Work instructions: Copy each line that has the string "drawn" somewhere in it.

═════ Provided data

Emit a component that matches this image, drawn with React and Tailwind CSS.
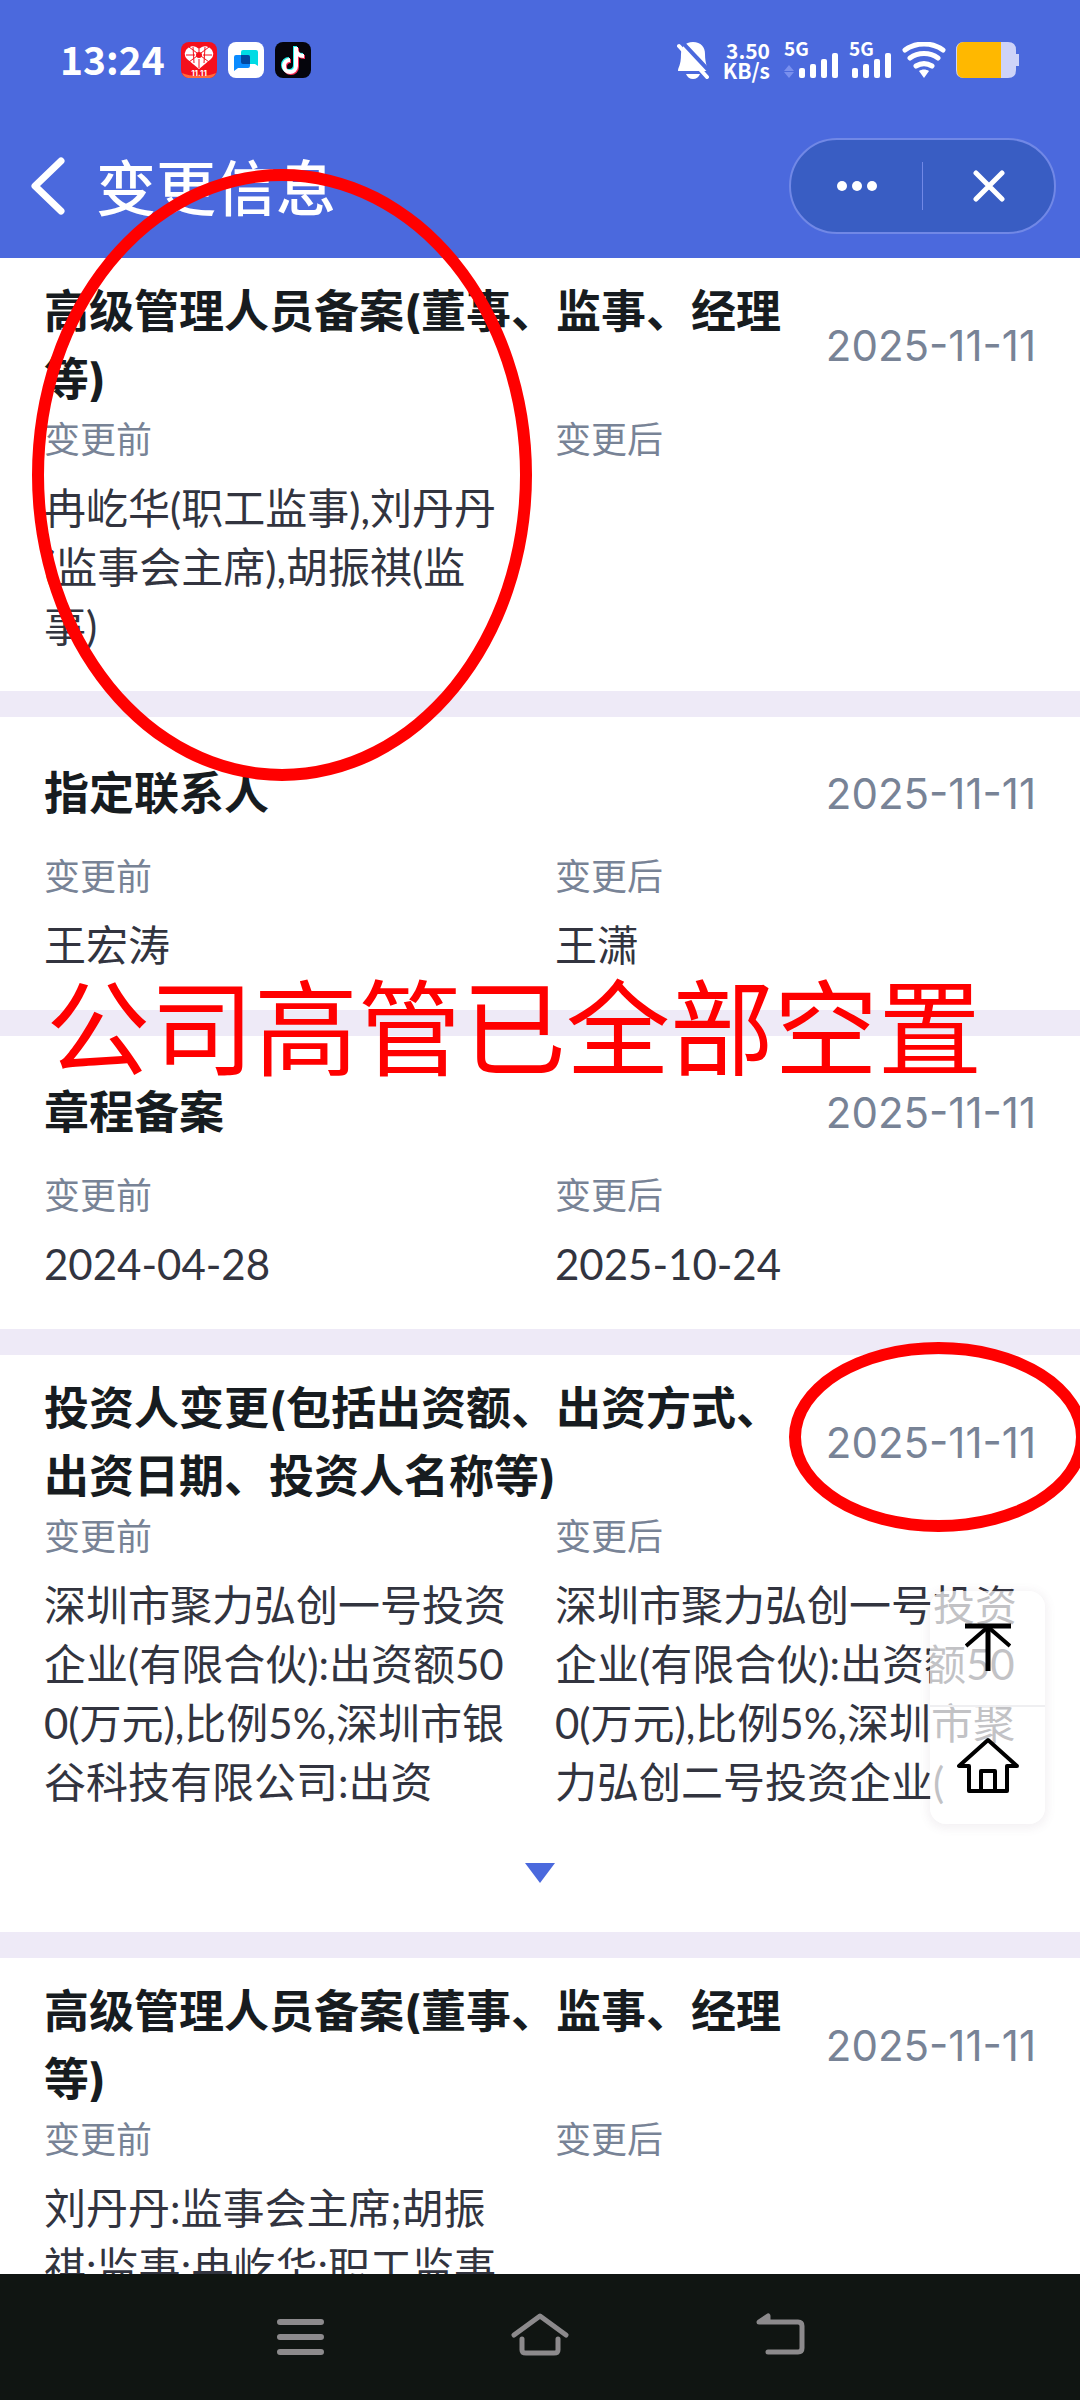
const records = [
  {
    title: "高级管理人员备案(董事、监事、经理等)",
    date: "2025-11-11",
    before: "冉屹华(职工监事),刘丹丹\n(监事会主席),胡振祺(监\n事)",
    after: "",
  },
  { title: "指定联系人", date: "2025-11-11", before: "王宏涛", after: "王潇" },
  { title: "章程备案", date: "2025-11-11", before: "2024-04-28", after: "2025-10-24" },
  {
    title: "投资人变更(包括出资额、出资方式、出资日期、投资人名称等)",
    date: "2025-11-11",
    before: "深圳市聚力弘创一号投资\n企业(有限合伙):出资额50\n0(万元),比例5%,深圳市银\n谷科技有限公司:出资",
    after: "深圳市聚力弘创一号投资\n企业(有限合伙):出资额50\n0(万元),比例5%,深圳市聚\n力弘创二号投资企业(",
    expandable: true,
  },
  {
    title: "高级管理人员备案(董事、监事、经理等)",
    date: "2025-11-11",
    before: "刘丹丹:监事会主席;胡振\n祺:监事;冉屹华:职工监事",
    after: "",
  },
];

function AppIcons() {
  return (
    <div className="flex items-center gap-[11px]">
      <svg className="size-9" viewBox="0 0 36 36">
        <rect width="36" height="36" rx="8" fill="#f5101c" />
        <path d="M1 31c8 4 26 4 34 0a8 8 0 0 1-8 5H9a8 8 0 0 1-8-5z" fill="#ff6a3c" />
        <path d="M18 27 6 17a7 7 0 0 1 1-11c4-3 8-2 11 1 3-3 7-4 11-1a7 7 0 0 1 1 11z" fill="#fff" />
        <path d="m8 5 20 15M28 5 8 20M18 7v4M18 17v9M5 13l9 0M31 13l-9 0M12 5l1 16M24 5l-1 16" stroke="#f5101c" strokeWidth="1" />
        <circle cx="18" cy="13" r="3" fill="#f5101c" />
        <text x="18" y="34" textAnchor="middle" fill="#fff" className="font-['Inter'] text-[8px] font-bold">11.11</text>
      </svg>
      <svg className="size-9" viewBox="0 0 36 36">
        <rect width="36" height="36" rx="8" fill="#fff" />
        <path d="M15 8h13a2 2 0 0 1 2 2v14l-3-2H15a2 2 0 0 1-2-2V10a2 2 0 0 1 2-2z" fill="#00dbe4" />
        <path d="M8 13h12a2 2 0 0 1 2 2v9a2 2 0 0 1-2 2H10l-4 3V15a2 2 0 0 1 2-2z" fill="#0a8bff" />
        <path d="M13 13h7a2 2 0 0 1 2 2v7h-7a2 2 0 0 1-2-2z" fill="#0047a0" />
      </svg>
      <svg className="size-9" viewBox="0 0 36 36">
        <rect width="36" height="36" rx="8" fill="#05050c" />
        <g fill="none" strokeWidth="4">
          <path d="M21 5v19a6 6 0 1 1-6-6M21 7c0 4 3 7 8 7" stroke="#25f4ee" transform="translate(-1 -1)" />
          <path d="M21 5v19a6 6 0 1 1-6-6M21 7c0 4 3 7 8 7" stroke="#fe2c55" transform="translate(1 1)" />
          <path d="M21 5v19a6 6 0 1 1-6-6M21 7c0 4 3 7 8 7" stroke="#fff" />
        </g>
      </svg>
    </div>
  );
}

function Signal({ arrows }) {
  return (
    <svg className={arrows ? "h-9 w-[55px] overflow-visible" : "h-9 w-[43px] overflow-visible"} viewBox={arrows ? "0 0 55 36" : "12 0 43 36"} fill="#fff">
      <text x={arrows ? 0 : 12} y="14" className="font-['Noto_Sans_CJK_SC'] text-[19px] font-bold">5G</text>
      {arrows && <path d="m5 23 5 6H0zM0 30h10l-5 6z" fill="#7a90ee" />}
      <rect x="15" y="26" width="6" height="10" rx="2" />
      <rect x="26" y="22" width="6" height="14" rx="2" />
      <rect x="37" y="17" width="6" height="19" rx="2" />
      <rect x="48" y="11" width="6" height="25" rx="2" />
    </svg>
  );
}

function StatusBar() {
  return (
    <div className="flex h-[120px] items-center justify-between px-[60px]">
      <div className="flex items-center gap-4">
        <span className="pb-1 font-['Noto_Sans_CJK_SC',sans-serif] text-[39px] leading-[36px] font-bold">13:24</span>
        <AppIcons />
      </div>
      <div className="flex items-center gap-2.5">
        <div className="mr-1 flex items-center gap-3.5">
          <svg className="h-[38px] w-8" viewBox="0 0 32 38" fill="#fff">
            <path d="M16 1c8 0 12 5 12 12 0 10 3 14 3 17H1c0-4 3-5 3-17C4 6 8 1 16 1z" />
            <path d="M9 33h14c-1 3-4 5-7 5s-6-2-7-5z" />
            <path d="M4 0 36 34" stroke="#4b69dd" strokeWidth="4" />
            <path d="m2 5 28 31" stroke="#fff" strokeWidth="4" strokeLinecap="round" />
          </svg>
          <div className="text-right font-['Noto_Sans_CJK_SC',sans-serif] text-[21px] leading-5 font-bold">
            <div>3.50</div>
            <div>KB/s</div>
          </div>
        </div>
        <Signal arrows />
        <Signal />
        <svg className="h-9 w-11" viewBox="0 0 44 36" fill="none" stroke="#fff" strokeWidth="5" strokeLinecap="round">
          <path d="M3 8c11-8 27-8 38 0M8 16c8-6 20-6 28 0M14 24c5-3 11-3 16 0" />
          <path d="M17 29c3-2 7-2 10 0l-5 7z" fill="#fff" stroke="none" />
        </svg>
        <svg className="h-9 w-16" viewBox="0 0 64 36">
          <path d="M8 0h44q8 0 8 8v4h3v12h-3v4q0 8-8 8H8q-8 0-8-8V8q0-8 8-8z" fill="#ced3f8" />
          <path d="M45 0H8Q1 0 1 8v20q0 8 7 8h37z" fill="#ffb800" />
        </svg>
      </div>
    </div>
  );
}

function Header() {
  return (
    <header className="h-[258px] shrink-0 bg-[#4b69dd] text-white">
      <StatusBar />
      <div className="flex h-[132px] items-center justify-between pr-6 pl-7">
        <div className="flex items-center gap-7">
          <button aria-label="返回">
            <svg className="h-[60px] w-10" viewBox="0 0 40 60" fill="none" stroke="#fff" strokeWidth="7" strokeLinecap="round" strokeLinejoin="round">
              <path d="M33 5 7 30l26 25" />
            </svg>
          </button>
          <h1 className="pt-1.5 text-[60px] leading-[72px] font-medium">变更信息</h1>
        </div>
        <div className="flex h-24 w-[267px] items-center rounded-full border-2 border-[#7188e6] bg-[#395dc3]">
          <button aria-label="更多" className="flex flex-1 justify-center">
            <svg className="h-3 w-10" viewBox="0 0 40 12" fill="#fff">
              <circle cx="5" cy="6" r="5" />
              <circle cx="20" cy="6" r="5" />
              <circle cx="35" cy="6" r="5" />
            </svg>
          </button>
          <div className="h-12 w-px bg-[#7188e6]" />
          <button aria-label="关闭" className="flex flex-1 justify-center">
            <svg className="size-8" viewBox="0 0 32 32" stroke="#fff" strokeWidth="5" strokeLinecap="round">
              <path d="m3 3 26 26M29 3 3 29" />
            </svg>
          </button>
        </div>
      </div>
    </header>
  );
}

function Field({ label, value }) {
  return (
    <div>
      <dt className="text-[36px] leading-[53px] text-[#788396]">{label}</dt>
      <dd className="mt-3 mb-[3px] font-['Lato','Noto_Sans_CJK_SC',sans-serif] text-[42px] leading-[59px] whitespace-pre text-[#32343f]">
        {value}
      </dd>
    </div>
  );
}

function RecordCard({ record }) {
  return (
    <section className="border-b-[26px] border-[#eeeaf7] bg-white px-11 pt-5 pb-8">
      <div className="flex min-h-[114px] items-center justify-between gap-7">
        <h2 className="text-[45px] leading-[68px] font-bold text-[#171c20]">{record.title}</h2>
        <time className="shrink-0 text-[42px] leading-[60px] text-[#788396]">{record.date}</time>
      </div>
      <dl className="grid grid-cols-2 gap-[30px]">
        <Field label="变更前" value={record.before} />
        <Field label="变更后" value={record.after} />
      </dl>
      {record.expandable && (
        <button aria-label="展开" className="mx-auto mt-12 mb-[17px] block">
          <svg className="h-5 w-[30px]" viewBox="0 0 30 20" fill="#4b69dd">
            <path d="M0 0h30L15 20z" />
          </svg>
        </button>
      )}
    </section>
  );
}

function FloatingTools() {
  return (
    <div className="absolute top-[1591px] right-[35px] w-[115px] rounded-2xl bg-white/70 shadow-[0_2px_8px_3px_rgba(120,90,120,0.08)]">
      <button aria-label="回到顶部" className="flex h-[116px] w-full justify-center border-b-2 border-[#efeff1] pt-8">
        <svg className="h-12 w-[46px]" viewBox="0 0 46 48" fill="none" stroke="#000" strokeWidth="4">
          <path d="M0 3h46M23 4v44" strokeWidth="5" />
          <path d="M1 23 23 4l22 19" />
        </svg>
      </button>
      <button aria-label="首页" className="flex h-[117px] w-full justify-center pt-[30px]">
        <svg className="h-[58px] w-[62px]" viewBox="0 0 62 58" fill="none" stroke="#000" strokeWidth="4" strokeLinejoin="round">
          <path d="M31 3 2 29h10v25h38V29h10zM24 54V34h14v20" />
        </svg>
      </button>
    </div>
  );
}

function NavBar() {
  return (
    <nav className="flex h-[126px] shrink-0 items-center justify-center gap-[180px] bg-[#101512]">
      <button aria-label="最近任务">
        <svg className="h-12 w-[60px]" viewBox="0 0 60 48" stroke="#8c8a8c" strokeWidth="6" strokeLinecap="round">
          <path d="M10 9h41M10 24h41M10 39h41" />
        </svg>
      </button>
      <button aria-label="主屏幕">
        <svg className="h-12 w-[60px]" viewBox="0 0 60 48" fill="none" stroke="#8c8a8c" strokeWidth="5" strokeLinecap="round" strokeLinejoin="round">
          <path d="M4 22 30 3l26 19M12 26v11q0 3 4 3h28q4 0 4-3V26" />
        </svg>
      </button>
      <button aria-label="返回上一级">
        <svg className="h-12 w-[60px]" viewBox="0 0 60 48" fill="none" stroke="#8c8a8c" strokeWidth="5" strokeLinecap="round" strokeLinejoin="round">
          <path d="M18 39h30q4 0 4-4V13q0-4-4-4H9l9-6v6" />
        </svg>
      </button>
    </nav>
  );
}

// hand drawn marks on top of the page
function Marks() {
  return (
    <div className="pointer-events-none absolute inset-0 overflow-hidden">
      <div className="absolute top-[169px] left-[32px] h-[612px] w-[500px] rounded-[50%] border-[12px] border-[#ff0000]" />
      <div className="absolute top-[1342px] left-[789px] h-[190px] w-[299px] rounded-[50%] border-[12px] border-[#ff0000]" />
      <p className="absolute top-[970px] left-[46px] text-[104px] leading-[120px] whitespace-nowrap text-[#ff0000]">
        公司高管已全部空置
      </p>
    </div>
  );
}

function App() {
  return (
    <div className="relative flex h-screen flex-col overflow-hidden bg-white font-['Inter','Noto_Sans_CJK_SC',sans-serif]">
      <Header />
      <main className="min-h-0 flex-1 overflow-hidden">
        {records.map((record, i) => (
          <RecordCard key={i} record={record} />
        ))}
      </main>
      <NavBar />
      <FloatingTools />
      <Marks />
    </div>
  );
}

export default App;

══════════

Full answer:
Emit a component that matches this image, drawn with React and Tailwind CSS.
// hand drawn marks on top of the page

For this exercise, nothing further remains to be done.